$35 Computer sells out in hours

Raspberry Pi helps to foster creativity and innovation in computer hardware

You may think that generation next knows way more about computers than you do, but they don’t. If you belonged to generation X, you may well remember a time before the Internet, mobile phones and XBox. Having progressed from the days of the floppy drive, you had to fix your own computers, format your own hard drives and you’ve been through everything from floppy discs to dial up connections. Younger users of today are accustomed to having an IT professional who will fix their computers when the need arises. Sure, they can access programs, games and all the latest social media platforms, but they have very little understanding of how computers work, or
how to write the programs that they so enjoy using.

When a group of computer programmers at the University of Cambridge noticed that fewer students were signing up for computer science courses, and that those who were signing up had done little
more than design their own websites, they decided to encourage the old-school initiative and creativity that had inspired them to choose computer programming as a career. Enter the Raspberry Pi, the diminutive computer that costs only $35. It has no monitor, mouse or keyboard, it doesn’t even come in a box, but it’s packed with goodies meant to inspire young users to fill in the blanks.

The Raspberry Pi is a powerful computer the size of a credit card that consists of a circuit board with an Ethernet connection to the Internet, a SD memory card port and two USB ports. Powered by
a USB mobile charger the computer utilizes Linux, a free open-source operating system. The Raspberry Pi can plug into any TV and can power 3D graphics or Blu-ray video playback.

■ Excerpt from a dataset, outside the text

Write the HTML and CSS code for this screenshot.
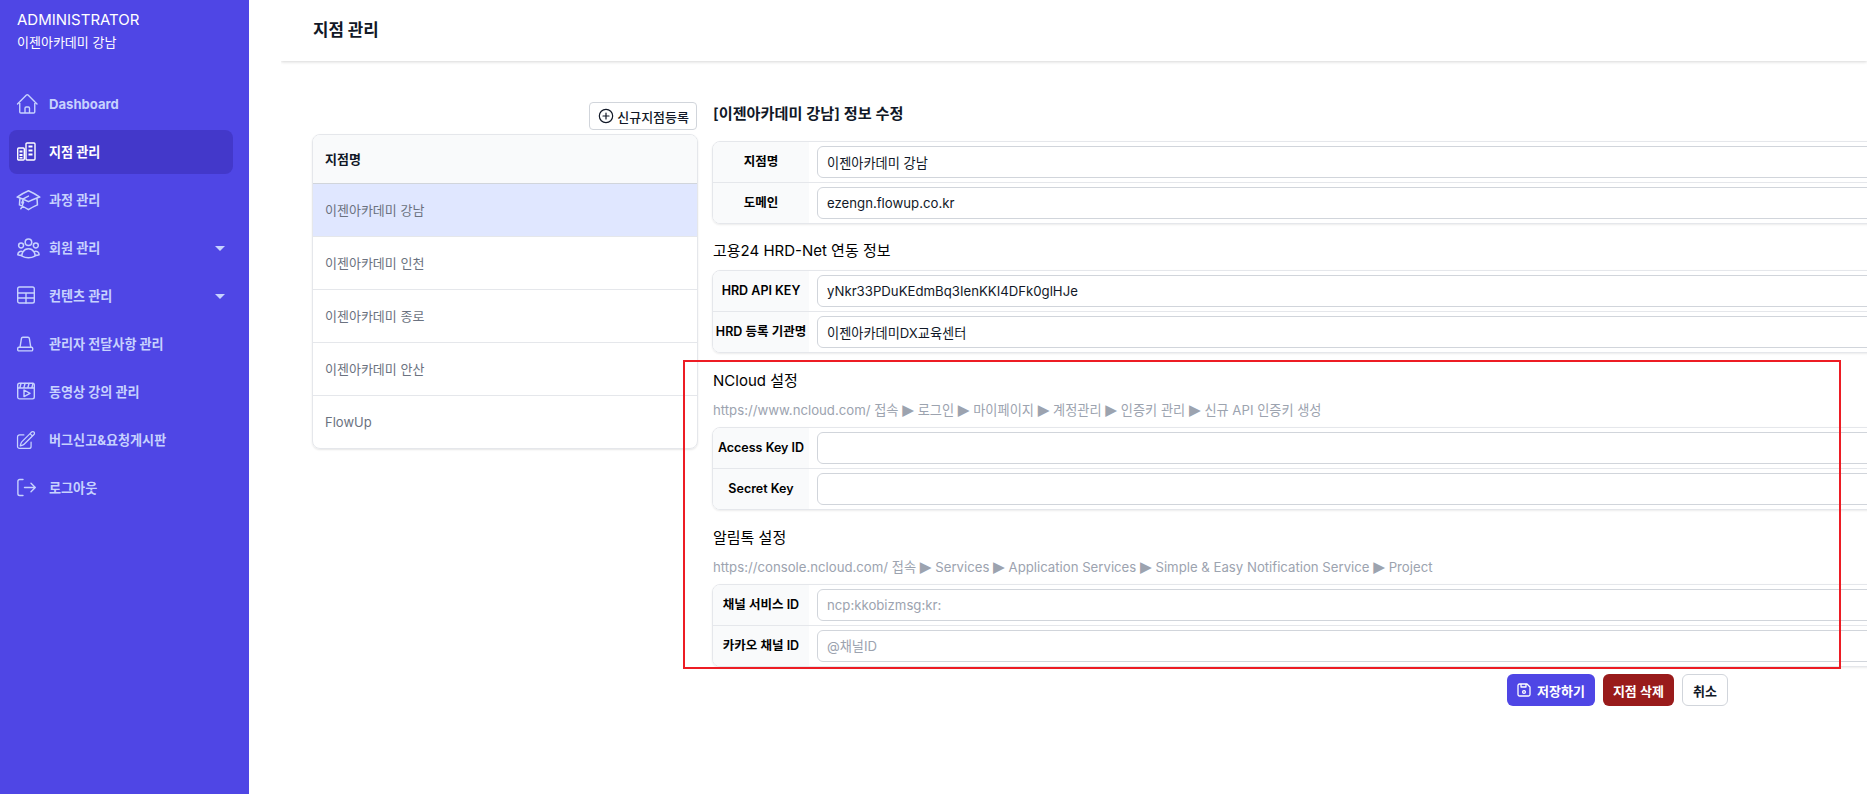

“The primary goal was to build a low cost computer that every child could own and one where programming was the natural thing to do with it,” said Robert Mullins, co-founder of the Raspberry Pi Foundation. The Foundation wanted to give any child who wanted to start programming an affordable means to do so. Mullins hopes that the Raspberry Pi will significantly increase the annual intake of programming students in the UK.

The Raspberry Pi went on sale on February 29th and went flying off the shelves, selling out within a couple of hours of its launch and crashing its distributor’s websites in the process. An even cheaper version of the Raspberry Pi costing only $25 is scheduled for releases in a couple of months.